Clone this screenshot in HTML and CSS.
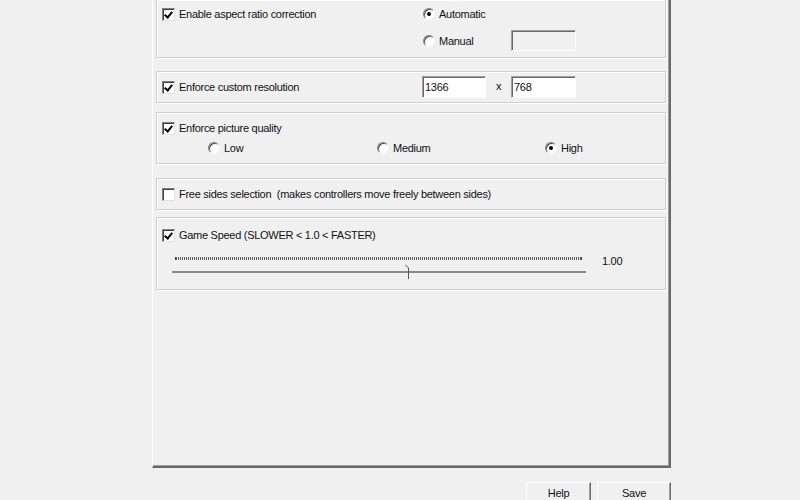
FILE: index.html
```html
<!DOCTYPE html>
<html>
<head>
<link rel="stylesheet" href="styles.css">
</head>
<body>
<div class="page">
 <div class="panel">

  <div class="group g-aspect">
   <div class="left-col">
    <div class="check-row"><span class="check on"></span><span>Enable aspect ratio correction</span></div>
   </div>
   <div class="right-col">
    <div class="radio-row"><span class="radio on"></span><span>Automatic</span></div>
    <div class="radio-row manual"><span class="radio"></span><span class="manual-label">Manual</span><span class="textbox disabled"></span></div>
   </div>
  </div>

  <div class="group g-res">
   <div class="left-col res-col">
    <div class="check-row"><span class="check on"></span><span>Enforce custom resolution</span></div>
   </div>
   <span class="textbox w64">1366</span>
   <span class="times">x</span>
   <span class="textbox w65">768</span>
  </div>

  <div class="group g-quality">
   <div class="check-row"><span class="check on"></span><span>Enforce picture quality</span></div>
   <div class="quality-row">
    <div class="radio-row"><span class="radio"></span><span>Low</span></div>
    <div class="radio-row"><span class="radio"></span><span>Medium</span></div>
    <div class="radio-row"><span class="radio on"></span><span>High</span></div>
   </div>
  </div>

  <div class="group g-sides">
   <div class="check-row"><span class="check"></span><span>Free sides selection&nbsp; (makes controllers move freely between sides)</span></div>
  </div>

  <div class="group g-speed">
   <div class="check-row"><span class="check on"></span><span>Game Speed (SLOWER &lt; 1.0 &lt; FASTER)</span></div>
   <div class="slider-row">
    <div class="slider">
     <div class="ticks"></div>
     <div class="track"></div>
     <svg class="thumb" width="6" height="15" viewBox="0 0 6 15"><path d="M0 0.5 L3.5 4 V15" fill="none" stroke="#555" stroke-width="1"/></svg>
    </div>
    <span class="slider-value">1.00</span>
   </div>
  </div>

 </div>
 <div class="buttons">
  <div class="button help">Help</div>
  <div class="button save">Save</div>
 </div>
</div>
</body>
</html>
```

FILE: styles.css
```css
*{
   box-sizing:border-box;
}

html, body{
   margin:0;
   height:100%;
   overflow:hidden;
   background:#f0f0f0;
}

body{
   font-family:"Liberation Sans", Arial, sans-serif;
   font-size:11px;
   letter-spacing:-0.28px;
   color:#111;
}

.page{
   width:519px;
   margin-left:152px;
}

.panel{
   height:468px;
   padding:0 3px 0 3px;
   border-left:1px solid #ffffff;
   border-right:2px solid #696969;
   border-bottom:2px solid #696969;
   box-shadow:inset -1px -1px 0 #a0a0a0;
   display:flex;
   flex-direction:column;
}

/* group boxes */
.group{
   width:510px;
   border:1px solid #cfcfcf;
   box-shadow:inset 1px 1px 0 #ffffff, 1px 1px 0 #ffffff;
   padding-left:5px;
}

.g-aspect{
   height:58px;
   border-top:none;
   padding-top:7px;
   display:flex;
}

.left-col{
   width:261px;
   flex:none;
}

.res-col{
   width:260px;
}

.right-col{
   display:flex;
   flex-direction:column;
}

.radio-row.manual{
   margin-top:9px;
   height:21px;
}

.manual-label{
   width:72px;
}

.g-res{
   margin-top:13px;
   height:32px;
   padding-top:4px;
   display:flex;
   align-items:flex-start;
}

.g-res .check-row{
   height:22px;
}

.times{
   width:25px;
   height:22px;
   line-height:21px;
   text-align:center;
}

.g-quality{
   margin-top:9px;
   height:52px;
   padding-top:8px;
}

.quality-row{
   margin-top:6px;
   padding-left:46px;
   display:grid;
   grid-template-columns:169px 168px 100px;
}

.g-sides{
   margin-top:14px;
   height:32px;
   padding-top:8px;
}

.g-speed{
   margin-top:7px;
   height:73px;
   padding-top:10px;
}

/* controls */
.check-row, .radio-row{
   display:flex;
   align-items:center;
   height:14px;
   white-space:nowrap;
}

.check{
   width:13px;
   height:13px;
   margin-right:4px;
   flex:none;
   background:#fff;
   border:1px solid;
   border-color:#808080 #e0e0e0 #e0e0e0 #808080;
   box-shadow:inset 1px 1px 0 #404040;
   position:relative;
}

.check.on::after{
   content:"";
   position:absolute;
   left:2px;
   top:1px;
   width:3px;
   height:6px;
   border-right:2px solid #000;
   border-bottom:2px solid #000;
   transform:translate(1px, 0) rotate(40deg);
}

.radio{
   width:12px;
   height:12px;
   margin-right:4px;
   flex:none;
   border-radius:50%;
   background:#fff;
   border:1px solid;
   border-color:#808080 #f4f4f4 #f4f4f4 #808080;
   box-shadow:inset 1px 1px 0 #505050;
   position:relative;
}

.radio.on::after{
   content:"";
   position:absolute;
   left:3px;
   top:3px;
   width:4px;
   height:4px;
   border-radius:50%;
   background:#000;
}

.textbox{
   display:flex;
   align-items:center;
   height:22px;
   padding-left:2px;
   background:#fff;
   border:1px solid;
   border-color:#a0a0a0 #ffffff #ffffff #a0a0a0;
   box-shadow:inset 1px 1px 0 #696969;
}

.textbox.disabled{
   width:65px;
   height:21px;
   background:#f0f0f0;
}

.w64{
   width:64px;
}

.w65{
   width:65px;
}

/* trackbar */
.slider-row{
   display:flex;
   margin-top:10px;
   height:30px;
}

.slider{
   position:relative;
   width:418px;
   height:30px;
   margin-left:8px;
}

.ticks{
   position:absolute;
   left:5px;
   top:5px;
   width:407px;
   height:3px;
   background:repeating-linear-gradient(to right, #5a5a5a 0 1px, transparent 1px 2px);
   border-left:1px solid #444;
   border-right:1px solid #444;
}

.track{
   position:absolute;
   left:2px;
   top:19px;
   width:414px;
   height:2px;
   background:#8a8a8a;
}

.thumb{
   position:absolute;
   left:235px;
   top:12px;
}

.slider-value{
   margin-left:14px;
   margin-top:3px;
}

/* dialog buttons */
.buttons{
   display:flex;
   justify-content:flex-end;
   gap:6px;
   margin-top:14px;
}

.button{
   height:24px;
   padding-top:4px;
   text-align:center;
   background:#f0f0f0;
   border:1px solid;
   border-color:#ffffff #696969 #696969 #ffffff;
   box-shadow:inset -1px -1px 0 #a0a0a0;
}

.help{
   width:65px;
}

.save{
   width:74px;
}
```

■ ■ ■

Task requirements ::
Take the data above and repeat it exactly, leaving each picture out.

Task response ::
Clone this screenshot in HTML and CSS.
FILE: index.html
```html
<!DOCTYPE html>
<html>
<head>
<link rel="stylesheet" href="styles.css">
</head>
<body>
<div class="page">
 <div class="panel">

  <div class="group g-aspect">
   <div class="left-col">
    <div class="check-row"><span class="check on"></span><span>Enable aspect ratio correction</span></div>
   </div>
   <div class="right-col">
    <div class="radio-row"><span class="radio on"></span><span>Automatic</span></div>
    <div class="radio-row manual"><span class="radio"></span><span class="manual-label">Manual</span><span class="textbox disabled"></span></div>
   </div>
  </div>

  <div class="group g-res">
   <div class="left-col res-col">
    <div class="check-row"><span class="check on"></span><span>Enforce custom resolution</span></div>
   </div>
   <span class="textbox w64">1366</span>
   <span class="times">x</span>
   <span class="textbox w65">768</span>
  </div>

  <div class="group g-quality">
   <div class="check-row"><span class="check on"></span><span>Enforce picture quality</span></div>
   <div class="quality-row">
    <div class="radio-row"><span class="radio"></span><span>Low</span></div>
    <div class="radio-row"><span class="radio"></span><span>Medium</span></div>
    <div class="radio-row"><span class="radio on"></span><span>High</span></div>
   </div>
  </div>

  <div class="group g-sides">
   <div class="check-row"><span class="check"></span><span>Free sides selection&nbsp; (makes controllers move freely between sides)</span></div>
  </div>

  <div class="group g-speed">
   <div class="check-row"><span class="check on"></span><span>Game Speed (SLOWER &lt; 1.0 &lt; FASTER)</span></div>
   <div class="slider-row">
    <div class="slider">
     <div class="ticks"></div>
     <div class="track"></div>
     <svg class="thumb" width="6" height="15" viewBox="0 0 6 15"><path d="M0 0.5 L3.5 4 V15" fill="none" stroke="#555" stroke-width="1"/></svg>
    </div>
    <span class="slider-value">1.00</span>
   </div>
  </div>

 </div>
 <div class="buttons">
  <div class="button help">Help</div>
  <div class="button save">Save</div>
 </div>
</div>
</body>
</html>
```

FILE: styles.css
```css
*{
   box-sizing:border-box;
}

html, body{
   margin:0;
   height:100%;
   overflow:hidden;
   background:#f0f0f0;
}

body{
   font-family:"Liberation Sans", Arial, sans-serif;
   font-size:11px;
   letter-spacing:-0.28px;
   color:#111;
}

.page{
   width:519px;
   margin-left:152px;
}

.panel{
   height:468px;
   padding:0 3px 0 3px;
   border-left:1px solid #ffffff;
   border-right:2px solid #696969;
   border-bottom:2px solid #696969;
   box-shadow:inset -1px -1px 0 #a0a0a0;
   display:flex;
   flex-direction:column;
}

/* group boxes */
.group{
   width:510px;
   border:1px solid #cfcfcf;
   box-shadow:inset 1px 1px 0 #ffffff, 1px 1px 0 #ffffff;
   padding-left:5px;
}

.g-aspect{
   height:58px;
   border-top:none;
   padding-top:7px;
   display:flex;
}

.left-col{
   width:261px;
   flex:none;
}

.res-col{
   width:260px;
}

.right-col{
   display:flex;
   flex-direction:column;
}

.radio-row.manual{
   margin-top:9px;
   height:21px;
}

.manual-label{
   width:72px;
}

.g-res{
   margin-top:13px;
   height:32px;
   padding-top:4px;
   display:flex;
   align-items:flex-start;
}

.g-res .check-row{
   height:22px;
}

.times{
   width:25px;
   height:22px;
   line-height:21px;
   text-align:center;
}

.g-quality{
   margin-top:9px;
   height:52px;
   padding-top:8px;
}

.quality-row{
   margin-top:6px;
   padding-left:46px;
   display:grid;
   grid-template-columns:169px 168px 100px;
}

.g-sides{
   margin-top:14px;
   height:32px;
   padding-top:8px;
}

.g-speed{
   margin-top:7px;
   height:73px;
   padding-top:10px;
}

/* controls */
.check-row, .radio-row{
   display:flex;
   align-items:center;
   height:14px;
   white-space:nowrap;
}

.check{
   width:13px;
   height:13px;
   margin-right:4px;
   flex:none;
   background:#fff;
   border:1px solid;
   border-color:#808080 #e0e0e0 #e0e0e0 #808080;
   box-shadow:inset 1px 1px 0 #404040;
   position:relative;
}

.check.on::after{
   content:"";
   position:absolute;
   left:2px;
   top:1px;
   width:3px;
   height:6px;
   border-right:2px solid #000;
   border-bottom:2px solid #000;
   transform:translate(1px, 0) rotate(40deg);
}

.radio{
   width:12px;
   height:12px;
   margin-right:4px;
   flex:none;
   border-radius:50%;
   background:#fff;
   border:1px solid;
   border-color:#808080 #f4f4f4 #f4f4f4 #808080;
   box-shadow:inset 1px 1px 0 #505050;
   position:relative;
}

.radio.on::after{
   content:"";
   position:absolute;
   left:3px;
   top:3px;
   width:4px;
   height:4px;
   border-radius:50%;
   background:#000;
}

.textbox{
   display:flex;
   align-items:center;
   height:22px;
   padding-left:2px;
   background:#fff;
   border:1px solid;
   border-color:#a0a0a0 #ffffff #ffffff #a0a0a0;
   box-shadow:inset 1px 1px 0 #696969;
}

.textbox.disabled{
   width:65px;
   height:21px;
   background:#f0f0f0;
}

.w64{
   width:64px;
}

.w65{
   width:65px;
}

/* trackbar */
.slider-row{
   display:flex;
   margin-top:10px;
   height:30px;
}

.slider{
   position:relative;
   width:418px;
   height:30px;
   margin-left:8px;
}

.ticks{
   position:absolute;
   left:5px;
   top:5px;
   width:407px;
   height:3px;
   background:repeating-linear-gradient(to right, #5a5a5a 0 1px, transparent 1px 2px);
   border-left:1px solid #444;
   border-right:1px solid #444;
}

.track{
   position:absolute;
   left:2px;
   top:19px;
   width:414px;
   height:2px;
   background:#8a8a8a;
}

.thumb{
   position:absolute;
   left:235px;
   top:12px;
}

.slider-value{
   margin-left:14px;
   margin-top:3px;
}

/* dialog buttons */
.buttons{
   display:flex;
   justify-content:flex-end;
   gap:6px;
   margin-top:14px;
}

.button{
   height:24px;
   padding-top:4px;
   text-align:center;
   background:#f0f0f0;
   border:1px solid;
   border-color:#ffffff #696969 #696969 #ffffff;
   box-shadow:inset -1px -1px 0 #a0a0a0;
}

.help{
   width:65px;
}

.save{
   width:74px;
}
```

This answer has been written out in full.